The actual mechanics are pretty simple, you have Closed Questions, i.e. yes and no with three results (No, because...; Yes; and Yes, and...), which works similar to the "SEIGEengine" [sic] mechanics of C&C, but without an ability score, just the d20 and your character level. At various points, such as rolling a '1' or a '20' or when the CB hits 20 or more, there is a complication. A complication is whatever you want it to be ("Complications are the perfect time to take the first thing that comes into your head and build it into the game"). Rolling a '1' is a particularly bad complication and rolling a '20' is a particularly good one, while the ticking CB (it climbs by 1 each time you roll a 'No, because...' on the Closed Questions table) is just a complication.
Open Questions are for things that aren't yes or no questions. You roll 2d20, and one die is the first half and the other is the second, giving you results like "Scheming with alchemy" or "Lending aid to old lore". What that actually means is, as you might have guessed, all improv. It ties in with the next table, on NPC reactions ("[...] for NPCs it is always worth rolling a 2d20 Open Question roll. Use this as the NPCs [sic] deepest desire, motivation, or personal goal"), so you roll another d20 and find their reaction. Then you improvise what that means. The example given has an error that's minor but silly, a roll of 19 should be 'alchemy' and not 'magic' but the example goes on as though 'magic' was rolled.
After that you get an explanation of how to use the Scenes List (use it to keep track of scenes), NPC List (use it to keep track of NPCs), and Loose Ends (whatever's left over that might possibly be used in a later game). There's a lot of words, but very little being said. Next we get the Progress Clock, which might be a neat and simple way of having a time pressure but every time I tried to use it I would manage to roll phenomenally well and not had it tick down.
Next we get a section on Combat. The first part has some decent advice for manipulating the numbers of enemies one would normally meet in a regular encounter, but then we get the section on Narrative Combat which is so vague as to be completely useless (after spending far too long trying to figure out what it actually meant, I stopped trying and used standard combat), and a section on Solo Combat which doesn't say anything new nor anything interesting. There's a section on Traps and Riddles but... well, "[i]f you are setting the riddle and you know the answer, so does your character. You can reduce the riddle to a CB roll, but I don't think that adds much to the game." It's a tricky subject, but I'm not sure handling riddles like that adds much to the game either?

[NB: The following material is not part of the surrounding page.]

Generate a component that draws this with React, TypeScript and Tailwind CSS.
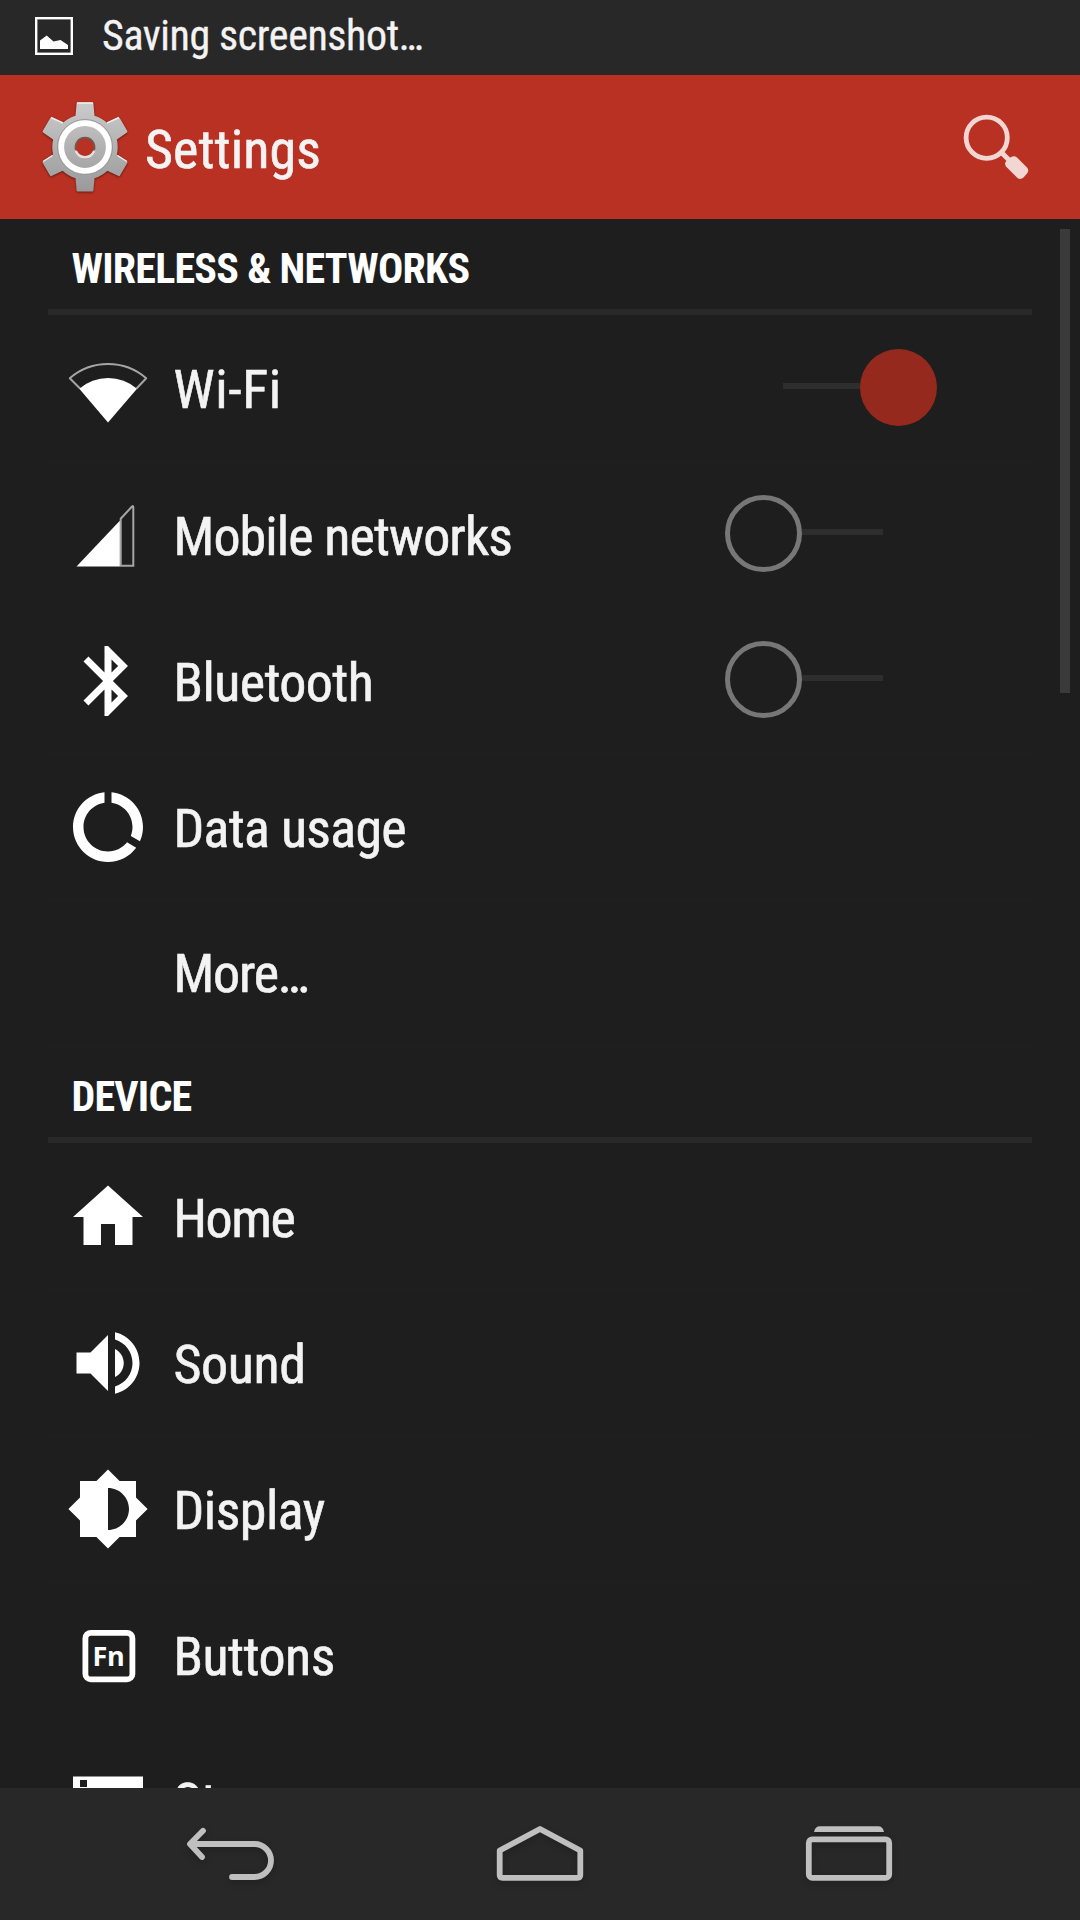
import type { ReactNode } from "react";

type Item = {
  label: string;
  className?: string;
  icon?: ReactNode;
  toggle?: "on" | "off";
};

const MaterialIcon = ({ d }: { d: string }) => (
  <svg viewBox="0 0 24 24" className="w-[84px] h-[84px]" fill="#fff">
    <path d={d} />
  </svg>
);

const WifiIcon = () => (
  <svg viewBox="0 0 84 84" className="w-[84px] h-[84px]">
    <path d="M14 41.5 L3.8 31.3 A58.5 58.5 0 0 1 80.2 31.3 L70.5 41.5" fill="none" stroke="#a5a5a5" strokeWidth="2" strokeLinejoin="round" />
    <path d="M42 75.5 L13.3 41.7 A44 44 0 0 1 71 41.7 Z" fill="#fff" />
  </svg>
);

const SignalIcon = () => (
  <svg viewBox="0 0 84 84" className="w-[84px] h-[84px]">
    <path d="M54.7 72.7 V25.7 L66 13.5 Q67.3 12.5 67.3 14 V72.7 Z" fill="none" stroke="#a5a5a5" strokeWidth="2" />
    <path d="M10.5 73.5 L53.8 27.8 V73.5 Z" fill="#fff" />
  </svg>
);

const FnIcon = () => (
  <svg viewBox="0 0 84 84" className="w-[84px] h-[84px]">
    <rect x="19.4" y="19.8" width="47" height="46.6" rx="5.5" fill="none" stroke="#fff" strokeWidth="5.8" />
    <text x="26.6" y="53" fill="#fff" className="font-['Open_Sans',sans-serif] font-bold font-stretch-normal text-[27px] tracking-[-0.5px]">Fn</text>
  </svg>
);

const wireless: Item[] = [
  { label: "Wi-Fi", icon: <WifiIcon />, toggle: "on", className: "mt-[41px] tracking-[0.6px]" },
  { label: "Mobile networks", icon: <SignalIcon />, toggle: "off", className: "mt-[42px] tracking-[-0.9px]" },
  {
    label: "Bluetooth",
    icon: <MaterialIcon d="M17.71 7.71L12 2h-1v7.59L6.41 5 5 6.41 10.59 12 5 17.59 6.41 19 11 14.41V22h1l5.71-5.71-4.3-4.29 4.3-4.29zM13 5.83l1.88 1.88L13 9.59V5.83zm1.88 10.46L13 18.17v-3.76l1.88 1.88z" />,
    toggle: "off",
    className: "mt-[42px] tracking-[-0.6px]",
  },
  {
    label: "Data usage",
    icon: <MaterialIcon d="M13 2.05v3.03c3.39.49 6 3.39 6 6.92 0 .9-.18 1.75-.48 2.54l2.6 1.53c.56-1.24.88-2.62.88-4.07 0-5.18-3.95-9.45-9-9.95zM12 19c-3.87 0-7-3.13-7-7 0-3.53 2.61-6.43 6-6.92V2.05c-5.06.5-9 4.76-9 9.95 0 5.52 4.47 10 9.99 10 3.31 0 6.24-1.61 8.06-4.09l-2.6-1.53C16.17 17.98 14.21 19 12 19z" />,
    className: "mt-[42px] tracking-[-0.7px]",
  },
  { label: "More…", className: "mt-[41px] tracking-[-1.2px]" },
];

const device: Item[] = [
  { label: "Home", icon: <MaterialIcon d="M10 20v-6h4v6h5v-8h3L12 3 2 12h3v8z" />, className: "mt-[42px] tracking-[-1.4px]" },
  {
    label: "Sound",
    icon: <MaterialIcon d="M3 9v6h4l5 5V4L7 9H3zm13.5 3c0-1.77-1.02-3.29-2.5-4.03v8.05c1.48-.73 2.5-2.25 2.5-4.02zM14 3.23v2.06c2.89.86 5 3.54 5 6.71s-2.11 5.85-5 6.71v2.06c4.01-.91 7-4.49 7-8.77s-2.99-7.86-7-8.77z" />,
    className: "mt-[42px] tracking-[-0.4px]",
  },
  {
    label: "Display",
    icon: <MaterialIcon d="M20 15.31L23.31 12 20 8.69V4h-4.69L12 .69 8.69 4H4v4.69L.69 12 4 15.31V20h4.69L12 23.31 15.31 20H20v-4.69zM12 18V6c3.31 0 6 2.69 6 6s-2.69 6-6 6z" />,
    className: "mt-[42px] tracking-[-0.5px]",
  },
  { label: "Buttons", icon: <FnIcon />, className: "mt-[42px] tracking-[-0.5px]" },
  {
    label: "Storage",
    icon: <MaterialIcon d="M2 21h20v-4H2v4zm2-3h2v2H4v-2zM2 5v4h20V5H2zm4 3H4V6h2v2zm-4 7h20v-4H2v4zm2-3h2v2H4v-2z" />,
    className: "mt-[42px] tracking-[-0.5px]",
  },
];

const Toggle = ({ state }: { state: "on" | "off" }) =>
  state === "on" ? (
    <div className="flex items-start mt-8 mr-[95px]">
      <div className="w-[77px] h-1.5 mt-[34px] bg-[#2e2e2e]" />
      <div className="w-[77px] h-[77px] rounded-full bg-[#96291d]" />
    </div>
  ) : (
    <div className="flex items-start mt-8 mr-[149px]">
      <div className="w-[77px] h-[77px] rounded-full border-[5px] border-[#777777]" />
      <div className="w-[81px] h-1.5 mt-[34px] bg-[#2e2e2e]" />
    </div>
  );

const Row = ({ item }: { item: Item }) => (
  <div className="flex h-[146px] border-b-2 border-[#1f1f1f] pl-[18px]">
    <div className="w-[84px] mt-[30px] shrink-0">{item.icon}</div>
    <span className={`flex-1 ml-[23.5px] text-[54px] leading-[64px] text-[#f3f3f3] whitespace-nowrap [-webkit-text-stroke:0.6px_#f3f3f3] ${item.className ?? ""}`}>
      {item.label}
    </span>
    {item.toggle && <Toggle state={item.toggle} />}
  </div>
);

const Section = ({ title, items }: { title: string; items: Item[] }) => (
  <section className="mx-12">
    <div className="h-[98px] pb-0.5">
      <h2 className="h-full border-b-[6px] border-[#292929] pl-[23.5px] pt-[25px] text-[42px] leading-[50px] font-bold tracking-[-0.75px] text-white">{title}</h2>
    </div>
    {items.map((item) => (
      <Row key={item.label} item={item} />
    ))}
  </section>
);

const GearIcon = () => (
  <svg viewBox="-45 -48 90 96" className="w-[90px] h-24">
    <defs>
      <linearGradient id="metal" gradientUnits="userSpaceOnUse" x1="0" y1="-45" x2="0" y2="45">
        <stop offset="0" stopColor="#cbcbcb" />
        <stop offset="1" stopColor="#999999" />
      </linearGradient>
      <mask id="hole">
        <rect x="-48" y="-48" width="96" height="96" fill="#fff" />
        <circle r="9.5" fill="#000" />
      </mask>
      <clipPath id="teeth">
        {[0, 60, 120, 180, 240, 300].map((a) => (
          <path key={a} transform={`rotate(${a})`} d="M-9.6 -30 L-8.4 -43.6 Q-8.3 -44.6 -7.3 -44.6 H7.3 Q8.3 -44.6 8.4 -43.6 L9.6 -30 V0 H-9.6 Z" />
        ))}
        <circle r="32.7" />
      </clipPath>
    </defs>
    <g mask="url(#hole)" style={{ filter: "drop-shadow(0 1px 1px rgba(0,0,0,.45))" }}>
      <rect x="-48" y="-48" width="96" height="96" fill="url(#metal)" clipPath="url(#teeth)" />
      <g stroke="#f2f2f2" strokeWidth="1.4" fill="none">
        <path d="M-8 -44 H8 M-34 -29.5 L-22 -24 M22 -24 L34 -29.5 M-42 14.5 L-32.5 8.5 M32.5 8.5 L42 14.5" />
      </g>
      <circle r="27.5" fill="none" stroke="#999" strokeWidth="1" />
      <circle r="23.8" fill="none" stroke="#fff" strokeWidth="5.8" />
    </g>
    <path d="M-9.2 4 A10 10 0 0 0 9.2 4" fill="none" stroke="#e2e2e2" strokeWidth="2.4" />
    <path d="M-9.2 3 A9.6 9.6 0 1 1 9.2 3" fill="none" stroke="#6b5a55" strokeWidth="1.6" />
  </svg>
);

const SearchIcon = () => (
  <svg viewBox="0 0 72 72" className="w-[72px] h-[72px]">
    <circle cx="26.7" cy="26.7" r="20.6" fill="none" stroke="#f1d6d3" strokeWidth="4.8" />
    <path d="M41 41 L50 50" stroke="#f1d6d3" strokeWidth="5" />
    <path d="M45.5 51 L51 46 Q54.5 44.5 57 46.5 L67 56.5 Q69.5 59.5 67 62.5 L63.5 66.5 Q60.5 69 57.5 67 L46 55.5 Q44.5 53 45.5 51 Z" fill="#f1d6d3" />
  </svg>
);

const NavIcon = ({ children }: { children: ReactNode }) => (
  <svg
    viewBox="0 0 96 66"
    className="w-24 h-[66px] drop-shadow-[0_3px_3px_rgba(0,0,0,0.2)]"
    fill="none"
    stroke="#bfbfbf"
    strokeWidth="5.8"
    strokeLinecap="round"
    strokeLinejoin="round"
  >
    {children}
  </svg>
);

const NavBar = () => (
  <nav className="h-[132px] shrink-0 bg-[#282828] flex items-center justify-center gap-[213px]">
    <NavIcon>
      <path d="M8 23 H71.5 A16.5 16.5 0 0 1 71.5 56 H49" />
      <path d="M20 9.8 L7 23 L19 36" />
    </NavIcon>
    <NavIcon>
      <path d="M7.7 29.5 L48 8 L88.3 29.5 V54 Q88.3 56.8 85.5 56.8 H10.5 Q7.7 56.8 7.7 54 Z" />
    </NavIcon>
    <NavIcon>
      <path d="M13 11 Q14 5.3 19 5.3 H77 Q82 5.3 83 11 Z" fill="#bfbfbf" stroke="none" />
      <rect x="7.8" y="18.4" width="80.4" height="38.4" rx="3.5" />
    </NavIcon>
  </nav>
);

const App = () => {
  return (
    <div className="w-[1080px] h-[1920px] flex flex-col overflow-hidden bg-[#1e1e1e] font-['Roboto_Condensed','Roboto',sans-serif] font-stretch-condensed">
      <div className="h-[75px] shrink-0 bg-[#282828] flex">
        <svg viewBox="0 0 38 38" className="w-[38px] h-[38px] ml-[35px] mt-[17px]">
          <rect x="1.2" y="1.2" width="35.6" height="35.6" fill="none" stroke="#fff" strokeWidth="2.4" />
          <path d="M5 32 V23.5 L11.7 18.5 L18.5 24.5 L25.5 23 L33 28 V32 Z" fill="#fff" />
        </svg>
        <span className="ml-[29px] mt-[11px] text-[42px] leading-[50px] tracking-[-0.4px] text-[#f3f3f3] [-webkit-text-stroke:0.3px_#f3f3f3]">Saving screenshot…</span>
      </div>

      <header className="h-36 shrink-0 bg-[#b83122] flex">
        <div className="ml-10 mt-6">
          <GearIcon />
        </div>
        <h1 className="ml-[15px] mt-[43px] flex-1 text-[54px] leading-[64px] tracking-[0.1px] text-[#f3f3f3] [-webkit-text-stroke:0.6px_#f3f3f3]">Settings</h1>
        <div className="mt-9 mr-12">
          <SearchIcon />
        </div>
      </header>

      <main className="relative flex-1 min-h-0 overflow-hidden">
        <Section title="WIRELESS & NETWORKS" items={wireless} />
        <Section title="DEVICE" items={device} />
        {/* scroll thumb */}
        <div className="absolute right-2.5 top-2.5 w-2.5 h-[464px] bg-[#3a3a3a]" />
      </main>

      <NavBar />
    </div>
  );
};

export default App;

After that you get sections on things like Experience (story experience is recommended), playing around with flashbacks (one of the things that's easier to do in solo gaming than group gaming, though its use here seems to be more how to give yourself a previously unknown edge when the dice turn against you), keeping a journal of your adventures, using the Closed Question table for world-building, using the handbook for group play (if the DM/GM/Keeper's gone and nobody wants to run things?), and using these rules for a published adventure. It's less useful than it sounds. There's a bit in the section on modules that sounds like at one time there was a deeper system for Keeper Emulation, since it mentions that some results may lead to "xxx end the scene" but that is not, in fact, a result one can roll.
After that we get a section of Playing Advice, which gives options for starting at higher levels (Start at level 3, but with 0 XP so you have to go enough XP to reach level 4 before you get to level up is the example used), Fate Points (I'm personally not a fan of that mechanic, but it gives several options for using them), and the player always getting first initiative unless surprised (the only one I used). This is followed by a page for NPCs, a page for Scenes, and a page for Loose Ends ("Thread List" as it's labelled here).
Then we get the Alternate Open Question Prompts. Instead of rolling 2d20, you look up, choose something in sight with a two-word name and use the first letters (example given, "Tea Cup" gives you 'T' and 'C') to select from a 9 page word list and interperet the combination you get. It is awful to look at, hardly stimulating, and I have no idea how useful "CB radio", "E-waste", "New York", or "Zabadabadoo!!" will be. I guess it probably works, but it really feels like it's there to fill out a page count. After this you get the last real table, Magic 8 Ball Answers. It is exactly what it sounds like. The book wraps up with the OGL and a blank page.
As I said, it's been a frustrating experience. I never thought I had much issue thinking on my feet, but this product makes me question that and frankly, my capabilities as a DM (not, uh... not great). I'm not quite sure who the Crusaders Solo Handbook is for, the people it seems to speak to most (improv people and writers) are also the people I'd assume aren't in need of the product, or at least not the product as written. The three main tables, Closed Questions, Open Questions, and NPCs, feel like the start of something useful, but also don't hang together in a satisfying way. The advice and explanations are over-written, repetitive, and rarely particularly useful. The formatting is standard, except where it isn't. The quality of the product varies and it is rife with errors. It's not a 1-star product completely void of use or promise, but it needs so much more polish to reach the 3-star mark or higher. The Crusaders Solo Handbook is something I want to like, but the result as-is doesn't reach the heights it needs to.
For the record, if you, like me, wanted to know what Stephen Chenault had to say about this, it's at 18:33 on the hour-long video on the store page.